SANTIAGO - Beleggers en industriëlen doen alsof Brazilië een ramp van de eerste orde wacht, wanneer de kiezers zondag hun stem geven aan een linkse presidentskandidaat die amper de lagere school heeft afgemaakt. De meeste economen voorspellen zwaar weer als Luis Inácio 'Lula' da Silva, lijsttrekker van de Arbeiderspartij (PT) er na drie vergeefse pogingen in mocht slagen het presidentschap van Zuid-Amerika's grootste land te veroveren.
|
Presidentskandidaat Luiz Inacio Lula da Silva. (Foto: REUTERS)
|
De kiezers echter zien in Lula geen bedreiging voor de economische stabiliteit, maar een leider die misschien kan breken met de politieke sleur, opgelegd door een generatie weinig begenadigde bestuurders. Lula is anders. Lula is een aanhouder. Al sinds het midden van de jaren tachtig staat deze ex-machinebankwerker kandidaat bij elke presidentsverkiezing.
Aanvankelijk moesten de kiezers niets hebben van de PT-aanvoerder vanwege zijn nogal extreem linkse gedachtegoed. In het verleden pleitte Lula voor het niet betalen van de buitenlandse schuld, het verbieden van grootgrondbezit, het nationaliseren van banken en het heenzenden van multinationals. Privatiseren en dereguleren - de modewoorden van de jaren negentig - waren hem een gruwel.
Tegenwoordig pleit hij voor een meer rechtvaardige verdeling van de welvaart. Banken en bedrijven van over de grens mogen in Brazilië, wat de PT-lijsttrekker betreft, hun gang blijven gaan zolang zij zich aan de regels houden en een bijdrage leveren aan de ontwikkeling van het land.
Wat de kiezer zeer aanspreekt is dat Lula staat voor soberheid. Tijdens campagnebijeenkomsten hoefde hij niet te schreeuwen dat hij de corruptie en het machtsmisbruik hard zal gaan aanpakken, want geen Braziliaan die er aan twijfelt dat Lula de bezem zal halen door het regeringscentrum in de hoofdstad Brasília.

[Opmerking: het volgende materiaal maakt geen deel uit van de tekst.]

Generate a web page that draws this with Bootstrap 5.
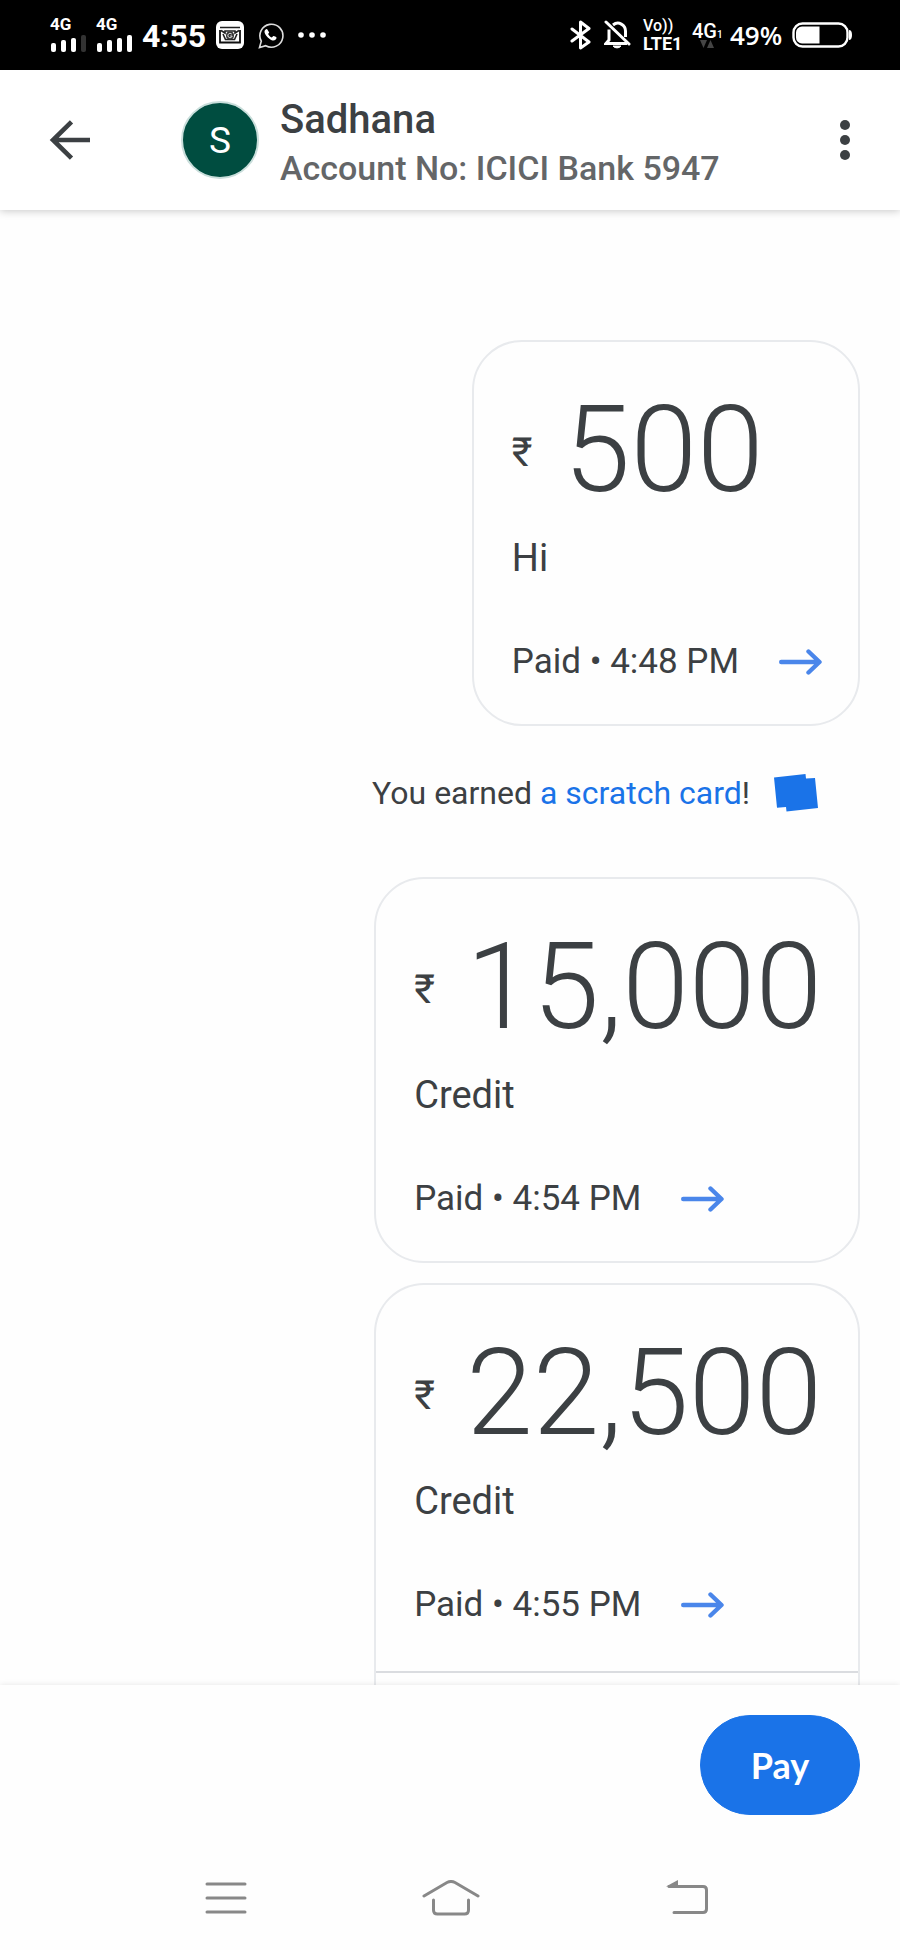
<!DOCTYPE html>
<html lang="en">
<head>
<meta charset="utf-8">
<meta name="viewport" content="width=device-width, initial-scale=1">
<title>Sadhana – Payments</title>
<link href="https://cdn.jsdelivr.net/npm/bootstrap@5.3.0/dist/css/bootstrap.min.css" rel="stylesheet">
<style>
  body { font-family: Roboto, "Liberation Sans", sans-serif; color: #3c4043; background: #fefefe; }
  svg { display: block; flex: none; }

  .status-bar { height: 70px; padding: 0 48px 0 50px; background: #000; color: #fff; }
  .status-left { gap: 10px; }
  .signal { width: 36px; }
  .signal-label { font: 700 17px/13px Roboto, sans-serif; margin-bottom: 4px; }
  .clock { font-size: 32px; line-height: 32px; font-weight: 700; width: 64px; padding-top: 2px; }
  .volte { width: 41px; }
  .volte-top { font: 500 16px/18px Roboto, sans-serif; }
  .volte-bottom { font: 700 18px/18px Roboto, sans-serif; }
  .net-type { font-size: 20px; line-height: 18px; font-weight: 500; width: 30px; }
  .net-sub { font-size: 10px; line-height: 10px; }
  .percent { font: 600 26px/32px "Open Sans", sans-serif; width: 54px; }

  .top-bar { height: 140px; padding: 0 40px 0 49px; background: #fff; box-shadow: 0 1px 8px rgba(0,0,0,.22); z-index: 1; }
  .icon-btn { background: none; border: 0; padding: 0; }
  .avatar { width: 78px; height: 78px; margin-left: 91px; margin-right: 21px; border: 2px solid #c9dedb; border-radius: 50%; background: #004d40; color: #fff; font-size: 37px; line-height: 37px; }
  .payee-block { padding-top: 8px; }
  .payee { font-size: 40px; line-height: 48px; font-weight: 500; margin: 0; }
  .account { font-size: 34px; line-height: 48px; font-weight: 500; color: #646668; }

  .feed { padding: 130px 40px 0; }
  .pay-card { border: 2px solid #e8eaed; border-radius: 50px; background: #fefefe; padding: 48px 36px 38px 38px; }
  .pay-card.is-open { border-bottom: 0; border-radius: 50px 50px 0 0; padding-bottom: 0; margin-top: 20px; }
  .amount-row { gap: 30px; }
  .rupee { font-size: 40px; line-height: 40px; width: 22px; padding-top: 5px; }
  .amount { font-size: 120px; line-height: 120px; font-weight: 300; }
  .note-line { font-size: 38px; line-height: 48px; margin: 24px 0 0; }
  .paid-row { gap: 40px; margin-top: 56px; }
  .paid-text { font-size: 35px; line-height: 48px; }
  .stub { border-top: 2px solid #dadce0; margin: 42px -36px 0 -38px; height: 14px; }
  .reward { font-size: 32px; line-height: 48px; gap: 24px; margin: 43px 42px 60px 0; }
  .reward a { color: #1a73e8; text-decoration: none; }

  .bottom-bar { padding: 30px 40px 35px; background: #fefefe; box-shadow: 0 0 6px rgba(0,0,0,.1); z-index: 1; }
  .btn-send { --bs-btn-bg: #1a73e8; --bs-btn-border-color: #1a73e8; --bs-btn-color: #fff; --bs-btn-hover-bg: #1765cc; --bs-btn-hover-color: #fff; font: 700 36px/48px Lato, sans-serif; width: 160px; height: 100px; border-radius: 50px; }
  .system-nav { height: 100px; padding: 0 144px 5px 157px; background: #fefefe; z-index: 1; }
  .recents { padding: 0 36px 0 48px; }
</style>
</head>
<body>
<div class="d-flex flex-column min-vh-100">

  <div class="status-bar d-flex align-items-center justify-content-between">
    <div class="status-left d-flex align-items-center">
      <div class="signal">
        <div class="signal-label">4G</div>
        <svg width="36" height="17" viewBox="0 0 36 17" fill="#fff"><rect x="1" y="8" width="5" height="9" rx="2"/><rect x="11" y="5" width="5" height="12" rx="2"/><rect x="21" y="3" width="5" height="14" rx="2"/><rect x="31" width="5" height="17" rx="2" fill="#333"/></svg>
      </div>
      <div class="signal">
        <div class="signal-label">4G</div>
        <svg width="36" height="17" viewBox="0 0 36 17" fill="#fff"><rect x="1" y="8" width="5" height="9" rx="2"/><rect x="11" y="5" width="5" height="12" rx="2"/><rect x="21" y="3" width="5" height="14" rx="2"/><rect x="31" width="5" height="17" rx="2"/></svg>
      </div>
      <div class="clock">4:55</div>
      <svg width="28" height="28" viewBox="0 0 28 28"><rect width="28" height="28" rx="6" fill="#fff"/><path d="M4 6.500h20M5 9.500l4 2.500v-2h10v2l4-2.500" fill="none" stroke="#222" stroke-width="1.600"/><path d="M4 9v12.500h20V9" fill="none" stroke="#111" stroke-width="1.800"/><path d="M7 13l2.500 5.500h9L21 13" fill="none" stroke="#222" stroke-width="1.600"/><circle cx="14" cy="14.500" r="4" fill="#333"/><path d="M15.800 13.200a2.200 2.200 0 1 0 .4 1.800h-2" fill="none" stroke="#ddd"/></svg>
      <svg class="ms-1" width="26" height="27" viewBox="0 0 26 27"><path d="M1.500 25.500l1.800-6.300A11.500 11.500 0 1 1 7.700 23.700z" fill="none" stroke="#ddd" stroke-width="1.600"/><path d="M9.200 7.200c-.7-.6-2.500.4-2.700 2.300-.2 2.600 3.700 7.300 7.200 8.700 2.700 1 5-.6 4.900-2.600-.1-.7-2.800-1.900-3.300-1.600l-1.500 1.600c-1.700-.8-3-2.200-3.700-3.700l1.100-1.500z" fill="#fff"/></svg>
      <svg class="ms-1" width="28" height="6" viewBox="0 0 28 6" fill="#fff"><circle cx="3" cy="3" r="2.800"/><circle cx="14" cy="3" r="2.800"/><circle cx="25" cy="3" r="2.800"/></svg>
    </div>
    <div class="d-flex align-items-center gap-2">
      <svg width="22" height="30" viewBox="0 0 22 30" fill="none" stroke="#fff" stroke-width="3" stroke-linejoin="round" stroke-linecap="round"><path d="M2 9l17 13-8.500 6V2L19 8.500 2 21"/></svg>
      <svg class="ms-1 me-1" width="27" height="30" viewBox="0 0 27 30" fill="none" stroke="#fff" stroke-width="3"><path d="M5 9.500V20l-3 3.500h21M9 5c5.500-4.500 12.500 0 12.500 6v6"/><path d="M2 2l23 22" stroke-linecap="round"/><path d="M9 26a4.500 3.500 0 0 0 8 0z" fill="#fff" stroke-width="1"/></svg>
      <div class="volte">
        <div class="volte-top">Vo))</div>
        <div class="volte-bottom">LTE1</div>
      </div>
      <div>
        <div class="net-type">4G<span class="net-sub">1</span></div>
        <svg class="ms-2" width="14" height="8" viewBox="0 0 14 8" fill="#444"><path d="M0 0h7L3.500 8zM7 8h7L10.500 0z"/></svg>
      </div>
      <div class="percent">49%</div>
      <svg width="60" height="26" viewBox="0 0 60 26"><rect x="1.500" y="1.500" width="54" height="23" rx="9" fill="none" stroke="#fff" stroke-width="2.400"/><path d="M10 4.500h17.500v17H10a6 6 0 0 1-6-6v-5a6 6 0 0 1 6-6z" fill="#fff"/><path d="M57 8q3 0 3 5t-3 5z" fill="#fff"/></svg>
    </div>
  </div>

  <header class="top-bar d-flex align-items-center position-relative">
    <button class="icon-btn" type="button" aria-label="Back">
      <svg width="41" height="40" viewBox="0 0 41 40" fill="none" stroke="#3c4043" stroke-width="4.600"><path d="M41 20H4M22.500 1.800L4 20l18.500 18.200"/></svg>
    </button>
    <div class="avatar d-flex align-items-center justify-content-center">S</div>
    <div class="payee-block flex-fill">
      <h1 class="payee">Sadhana</h1>
      <div class="account">Account No: ICICI Bank 5947</div>
    </div>
    <button class="icon-btn" type="button" aria-label="More options">
      <svg width="30" height="40" viewBox="0 0 30 40" fill="#3c4043"><circle cx="15" cy="5" r="5"/><circle cx="15" cy="20" r="5"/><circle cx="15" cy="35" r="5"/></svg>
    </button>
  </header>

  <main class="feed flex-fill d-flex flex-column align-items-end">
    <article class="pay-card">
      <div class="amount-row d-flex align-items-center"><span class="rupee">₹</span><span class="amount">500</span></div>
      <p class="note-line">Hi</p>
      <div class="paid-row d-flex align-items-center">
        <span class="paid-text">Paid • 4:48 PM</span>
        <svg width="43" height="26" viewBox="0 0 43 26" fill="none" stroke="#4a86ea" stroke-width="4.400" stroke-linecap="round" stroke-linejoin="round"><path d="M2.200 13H40M29.500 2.500L40.500 13 29.500 23.500"/></svg>
      </div>
    </article>

    <div class="reward d-flex align-items-center">
      <span>You earned <a href="#">a scratch card</a>!</span>
      <svg width="44" height="38" viewBox="0 0 44 38" fill="#1a73e8"><path d="M0 3.500L31.500 0 32 4.500 41 4 44 34 12.500 37.500 12 33 3 33.700z"/></svg>
    </div>

    <article class="pay-card">
      <div class="amount-row d-flex align-items-center"><span class="rupee">₹</span><span class="amount">15,000</span></div>
      <p class="note-line">Credit</p>
      <div class="paid-row d-flex align-items-center">
        <span class="paid-text">Paid • 4:54 PM</span>
        <svg width="43" height="26" viewBox="0 0 43 26" fill="none" stroke="#4a86ea" stroke-width="4.400" stroke-linecap="round" stroke-linejoin="round"><path d="M2.200 13H40M29.500 2.500L40.500 13 29.500 23.500"/></svg>
      </div>
    </article>

    <article class="pay-card is-open">
      <div class="amount-row d-flex align-items-center"><span class="rupee">₹</span><span class="amount">22,500</span></div>
      <p class="note-line">Credit</p>
      <div class="paid-row d-flex align-items-center">
        <span class="paid-text">Paid • 4:55 PM</span>
        <svg width="43" height="26" viewBox="0 0 43 26" fill="none" stroke="#4a86ea" stroke-width="4.400" stroke-linecap="round" stroke-linejoin="round"><path d="M2.200 13H40M29.500 2.500L40.500 13 29.500 23.500"/></svg>
      </div>
      <div class="stub"></div>
    </article>
  </main>

  <div class="bottom-bar position-relative d-flex justify-content-end">
    <button class="btn btn-send" type="button">Pay</button>
  </div>

  <nav class="system-nav position-relative d-flex align-items-center justify-content-between" aria-label="System">
    <button class="icon-btn recents" type="button" aria-label="Recent apps">
      <svg width="42" height="36" viewBox="0 0 42 36" stroke="#888" stroke-width="3" stroke-linecap="round"><path d="M2 4h38M2 18h38M2 32h38"/></svg>
    </button>
    <button class="icon-btn" type="button" aria-label="Home">
      <svg width="58" height="36" viewBox="0 0 58 36" fill="none" stroke="#888" stroke-width="3" stroke-linecap="round"><path d="M2 16L25 2.500q4-2 8 0L56 16M11.500 20v10q0 4 4 4h27q4 0 4-4V20"/></svg>
    </button>
    <button class="icon-btn px-5" type="button" aria-label="Go back">
      <svg width="42" height="36" viewBox="0 0 42 36" fill="none" stroke="#888" stroke-width="3" stroke-linecap="round"><path d="M3 6.500h34q3.500 0 3.500 3.500v19q0 3.500-3.500 3.500H8"/><path d="M0 6.500L12 0v7z" fill="#888" stroke="none"/></svg>
    </button>
  </nav>
</div>
<script src="https://cdn.jsdelivr.net/npm/bootstrap@5.3.0/dist/js/bootstrap.bundle.min.js"></script>
</body>
</html>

De opiniepeilingen van de laatste weken zijn unaniem in hun voorspelling dat de Arbeiderspartij zondag de presidentsverkiezing zal winnen. Het enige waar het nog om spant is of Lula de electorale wedloop kan beslechten in één enkele verkiezingsronde of een fractie minder stemmen krijgt dan de helft plus één, hetgeen een tweede en beslissende stemronde zou vergen.
Dat laatste is waarop José Serra gokt, de kandidaat die president Fernando Henrique Cardoso had aangewezen als zijn opvolger. Deze ex-minister van Volksgezondheid probeert zijn enorme achterstand in te lopen door de kiezers te waarschuwen voor de talloze verschrikkingen die zij over zichzelf zouden afroepen als Lula president wordt. Volgens Serra wacht Brazilië dan vier catastrofale jaren. Alleen hij - José Serra - kan dat voorkomen door het economische beleid voort te zetten van de regering-Cardoso. Weliswaar slaagde president Cardoso er in de torenhoge inflatie aan banden te leggen en enige economische groei te forceren, maar tijdens zijn tweede ambtstermijn ging het weer snel bergafwaarts.
Brazilië gaat gebukt onder een angstaanjagend hoge staatsschuld van zo'n 265 miljard euro. De beperkte welvaartstoename die de regering-Cardoso wist te bewerkstelligen kwam opnieuw ten goede aan de allerrijksten van het land. Dat Lula de zucht naar verandering belichaamt staat buiten kijf, maar of hij de rammelende Braziliaanse economie weer op orde kan krijgen is een tweede. De Arbeiderspartij zal in het nieuw te kiezen parlement waarschijnlijk slechts 90 van de 525 zetels bemachtigen. Brede meerderheidscoalities lijken niet in het verschiet te liggen hetgeen een regering-Lula minder slagvaardig maakt.